▸ **Exercise prompt**
Tell how many lines carry the word "that"; the reply is the number and nothing else.

▸ **Data section**
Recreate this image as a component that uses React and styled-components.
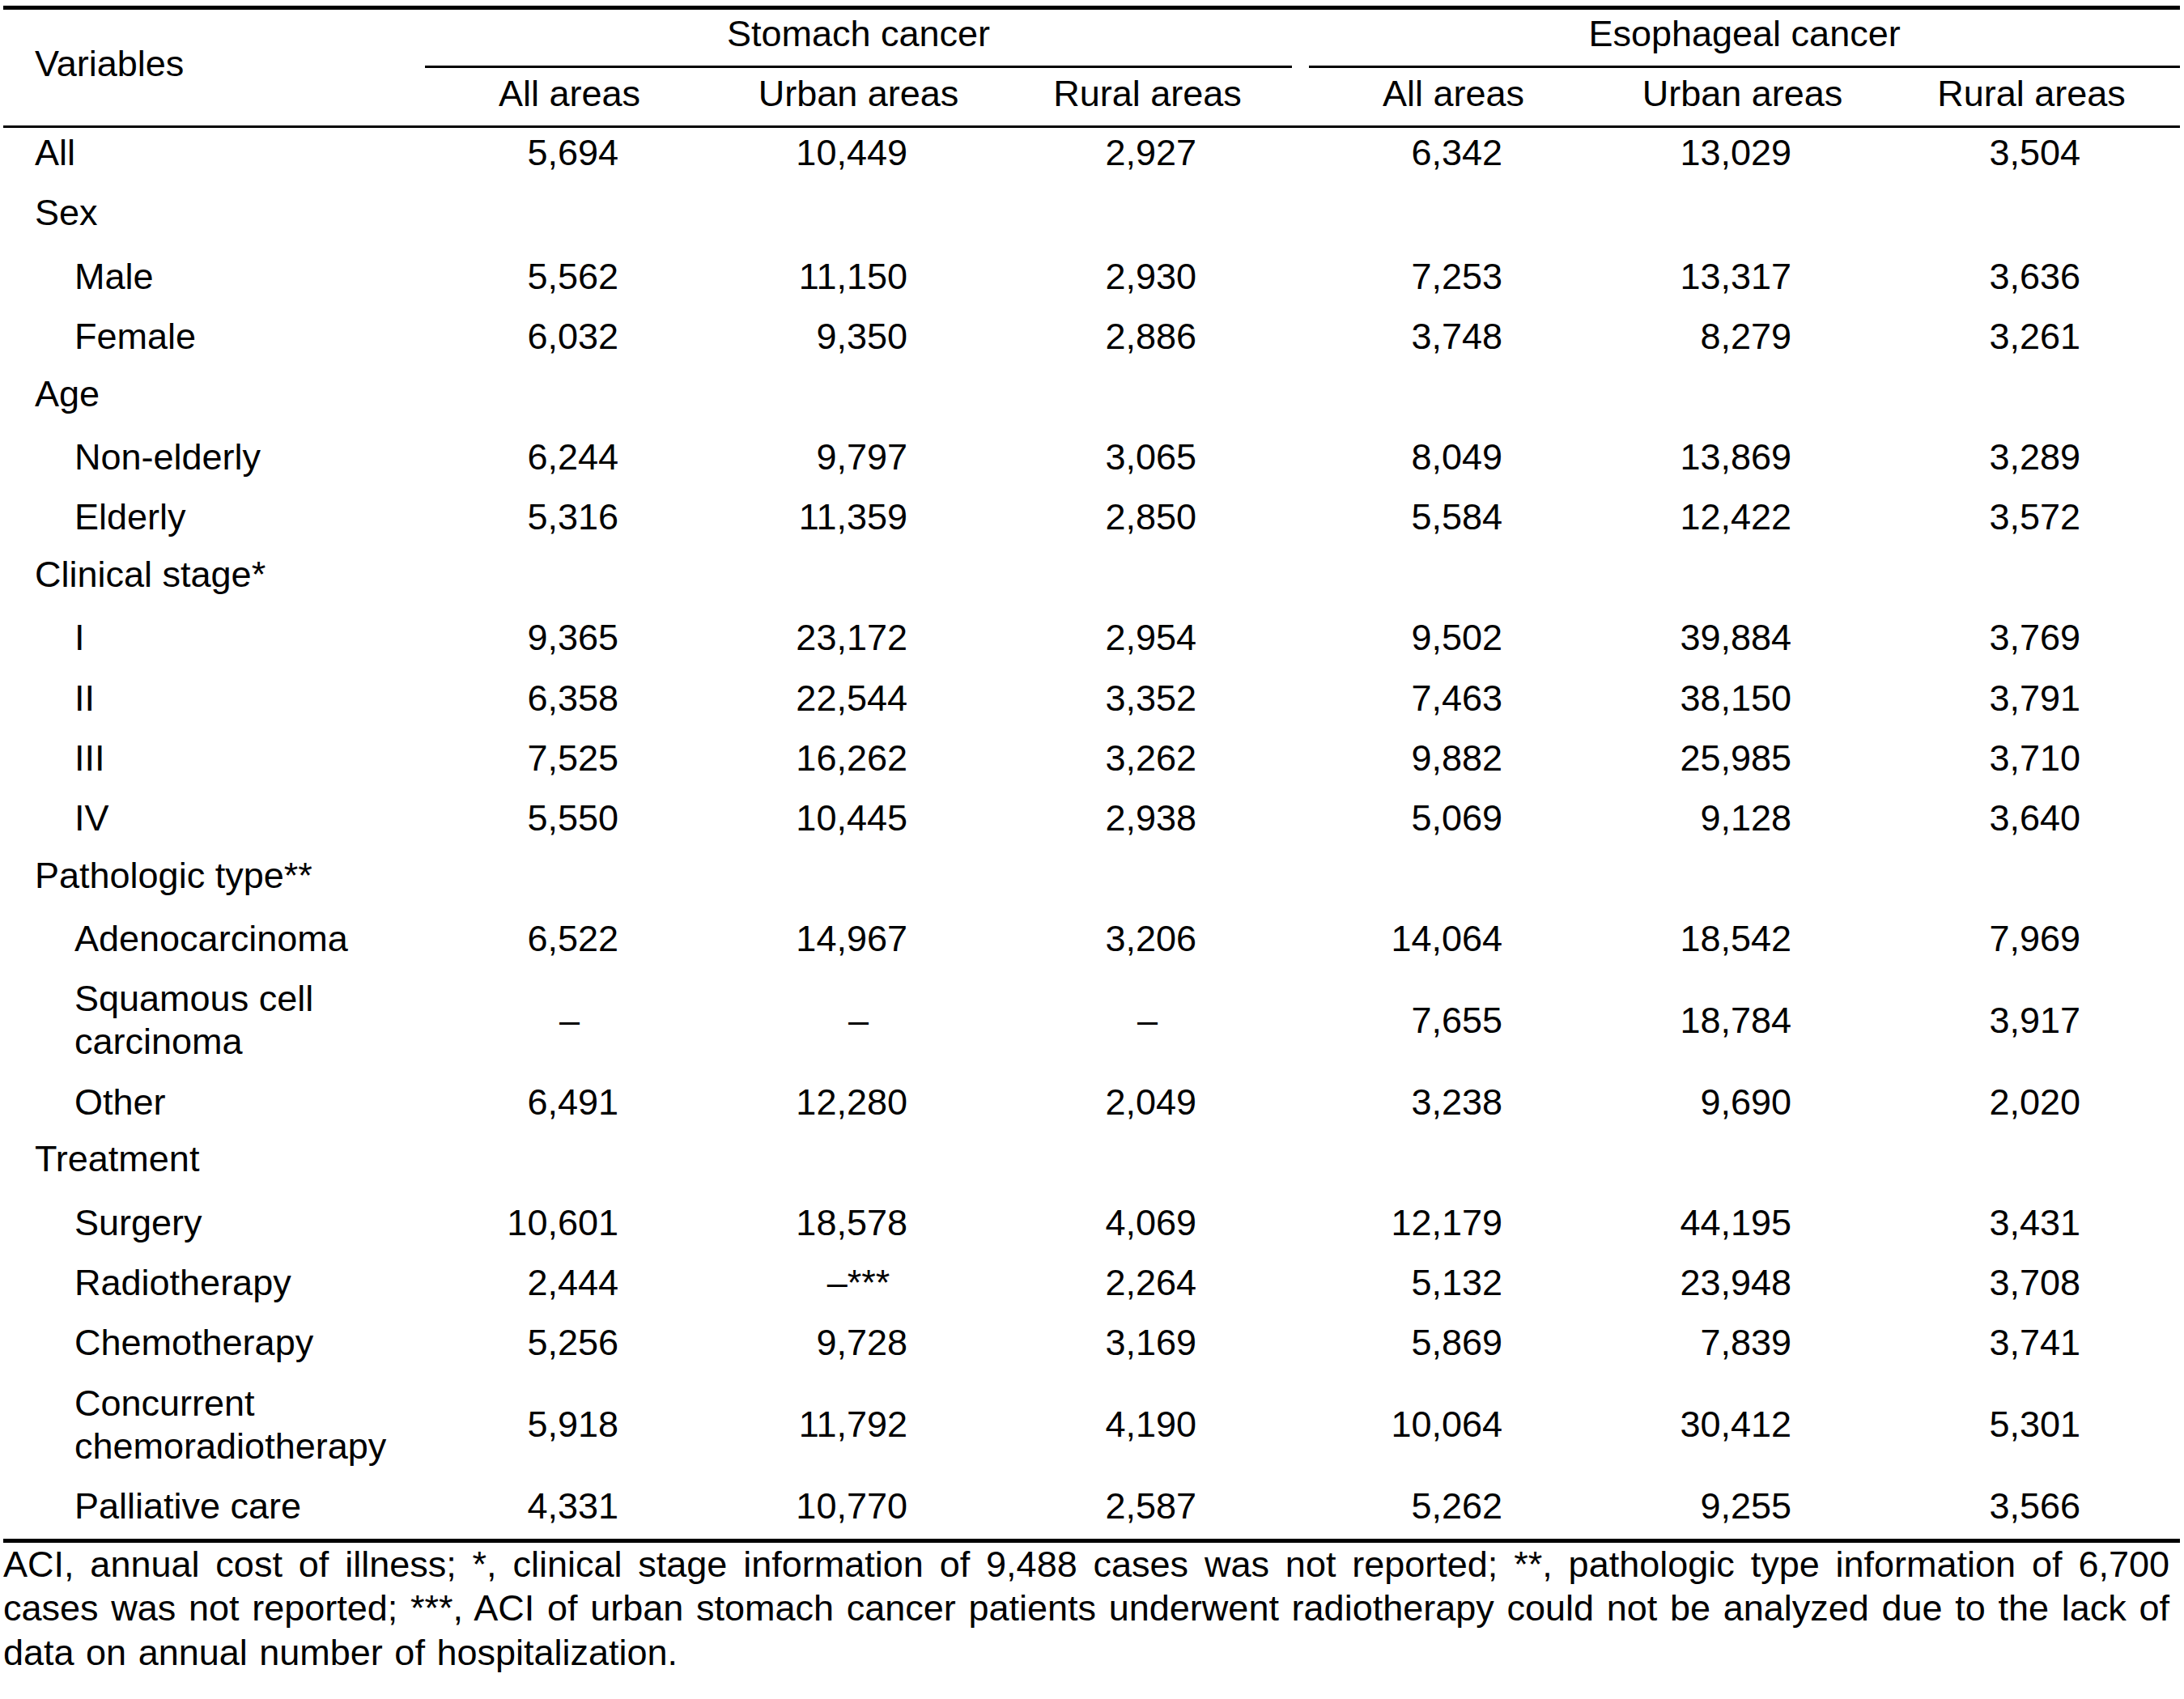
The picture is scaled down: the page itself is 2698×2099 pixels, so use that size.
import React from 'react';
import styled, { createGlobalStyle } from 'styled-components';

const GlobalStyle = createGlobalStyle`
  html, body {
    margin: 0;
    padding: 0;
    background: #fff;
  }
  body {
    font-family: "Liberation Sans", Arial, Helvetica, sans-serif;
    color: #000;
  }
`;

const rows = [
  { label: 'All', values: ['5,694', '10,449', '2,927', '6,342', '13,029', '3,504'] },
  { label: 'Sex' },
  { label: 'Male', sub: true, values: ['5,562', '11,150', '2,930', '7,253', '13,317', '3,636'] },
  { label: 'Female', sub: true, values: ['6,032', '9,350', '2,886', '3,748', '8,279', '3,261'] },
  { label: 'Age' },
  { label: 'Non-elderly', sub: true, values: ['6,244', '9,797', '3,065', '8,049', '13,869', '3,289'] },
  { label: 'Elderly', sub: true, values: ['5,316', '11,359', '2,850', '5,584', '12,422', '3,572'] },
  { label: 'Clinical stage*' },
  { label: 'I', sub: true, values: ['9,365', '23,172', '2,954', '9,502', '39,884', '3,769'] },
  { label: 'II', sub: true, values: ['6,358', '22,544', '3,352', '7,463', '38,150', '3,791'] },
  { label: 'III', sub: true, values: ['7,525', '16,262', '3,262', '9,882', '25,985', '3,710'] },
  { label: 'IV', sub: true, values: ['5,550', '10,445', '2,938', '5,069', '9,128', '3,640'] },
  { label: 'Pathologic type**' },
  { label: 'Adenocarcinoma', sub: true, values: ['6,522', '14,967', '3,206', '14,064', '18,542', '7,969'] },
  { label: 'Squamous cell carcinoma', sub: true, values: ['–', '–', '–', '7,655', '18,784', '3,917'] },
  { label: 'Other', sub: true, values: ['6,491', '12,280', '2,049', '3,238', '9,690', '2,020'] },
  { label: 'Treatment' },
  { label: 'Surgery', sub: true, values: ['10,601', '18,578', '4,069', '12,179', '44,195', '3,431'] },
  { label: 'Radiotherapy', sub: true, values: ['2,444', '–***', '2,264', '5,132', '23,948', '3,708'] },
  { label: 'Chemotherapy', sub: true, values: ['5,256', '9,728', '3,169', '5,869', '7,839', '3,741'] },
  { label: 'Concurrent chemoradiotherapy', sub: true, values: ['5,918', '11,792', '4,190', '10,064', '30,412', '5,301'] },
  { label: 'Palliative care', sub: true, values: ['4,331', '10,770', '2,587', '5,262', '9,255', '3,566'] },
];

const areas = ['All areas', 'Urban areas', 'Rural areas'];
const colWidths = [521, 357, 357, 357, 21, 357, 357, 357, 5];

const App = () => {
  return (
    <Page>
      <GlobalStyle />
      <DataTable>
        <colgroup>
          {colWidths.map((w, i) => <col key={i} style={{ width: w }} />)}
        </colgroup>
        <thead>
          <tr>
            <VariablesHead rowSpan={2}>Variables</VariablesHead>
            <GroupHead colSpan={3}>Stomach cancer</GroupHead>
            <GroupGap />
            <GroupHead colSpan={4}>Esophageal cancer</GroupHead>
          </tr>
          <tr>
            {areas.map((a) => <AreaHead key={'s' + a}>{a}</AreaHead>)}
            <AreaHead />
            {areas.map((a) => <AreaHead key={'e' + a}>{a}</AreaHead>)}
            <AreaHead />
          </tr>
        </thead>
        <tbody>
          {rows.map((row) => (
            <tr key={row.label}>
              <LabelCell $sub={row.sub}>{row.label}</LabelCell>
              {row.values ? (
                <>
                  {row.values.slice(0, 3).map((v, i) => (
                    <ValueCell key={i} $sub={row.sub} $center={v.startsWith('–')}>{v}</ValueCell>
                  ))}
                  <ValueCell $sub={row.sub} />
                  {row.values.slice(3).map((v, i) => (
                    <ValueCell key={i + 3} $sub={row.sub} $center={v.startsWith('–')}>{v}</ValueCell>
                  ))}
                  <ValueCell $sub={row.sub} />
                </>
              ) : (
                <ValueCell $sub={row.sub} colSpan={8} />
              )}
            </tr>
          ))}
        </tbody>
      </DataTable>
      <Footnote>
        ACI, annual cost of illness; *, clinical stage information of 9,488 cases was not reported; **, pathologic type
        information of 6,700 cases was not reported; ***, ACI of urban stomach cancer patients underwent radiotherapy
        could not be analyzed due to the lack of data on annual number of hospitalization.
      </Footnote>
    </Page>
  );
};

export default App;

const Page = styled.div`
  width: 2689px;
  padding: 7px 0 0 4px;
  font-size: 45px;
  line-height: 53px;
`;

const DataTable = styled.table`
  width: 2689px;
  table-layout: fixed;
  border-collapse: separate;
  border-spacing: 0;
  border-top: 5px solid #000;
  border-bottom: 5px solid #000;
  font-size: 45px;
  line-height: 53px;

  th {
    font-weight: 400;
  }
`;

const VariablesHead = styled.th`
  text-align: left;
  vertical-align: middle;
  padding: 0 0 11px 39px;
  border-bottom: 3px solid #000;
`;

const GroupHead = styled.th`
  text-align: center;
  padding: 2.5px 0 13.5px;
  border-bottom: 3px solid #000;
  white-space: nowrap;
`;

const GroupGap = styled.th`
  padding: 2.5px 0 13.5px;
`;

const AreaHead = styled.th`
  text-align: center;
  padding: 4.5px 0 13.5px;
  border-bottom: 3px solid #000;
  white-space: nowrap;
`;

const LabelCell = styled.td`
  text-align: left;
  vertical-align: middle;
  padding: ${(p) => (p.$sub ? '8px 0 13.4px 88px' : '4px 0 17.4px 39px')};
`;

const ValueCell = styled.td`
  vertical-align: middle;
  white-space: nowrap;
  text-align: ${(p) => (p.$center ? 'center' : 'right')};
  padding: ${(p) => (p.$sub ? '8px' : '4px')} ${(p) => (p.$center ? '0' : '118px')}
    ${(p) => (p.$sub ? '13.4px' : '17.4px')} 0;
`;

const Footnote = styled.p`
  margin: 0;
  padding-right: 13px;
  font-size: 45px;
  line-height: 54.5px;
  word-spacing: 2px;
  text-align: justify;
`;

▸ **Full solution**
2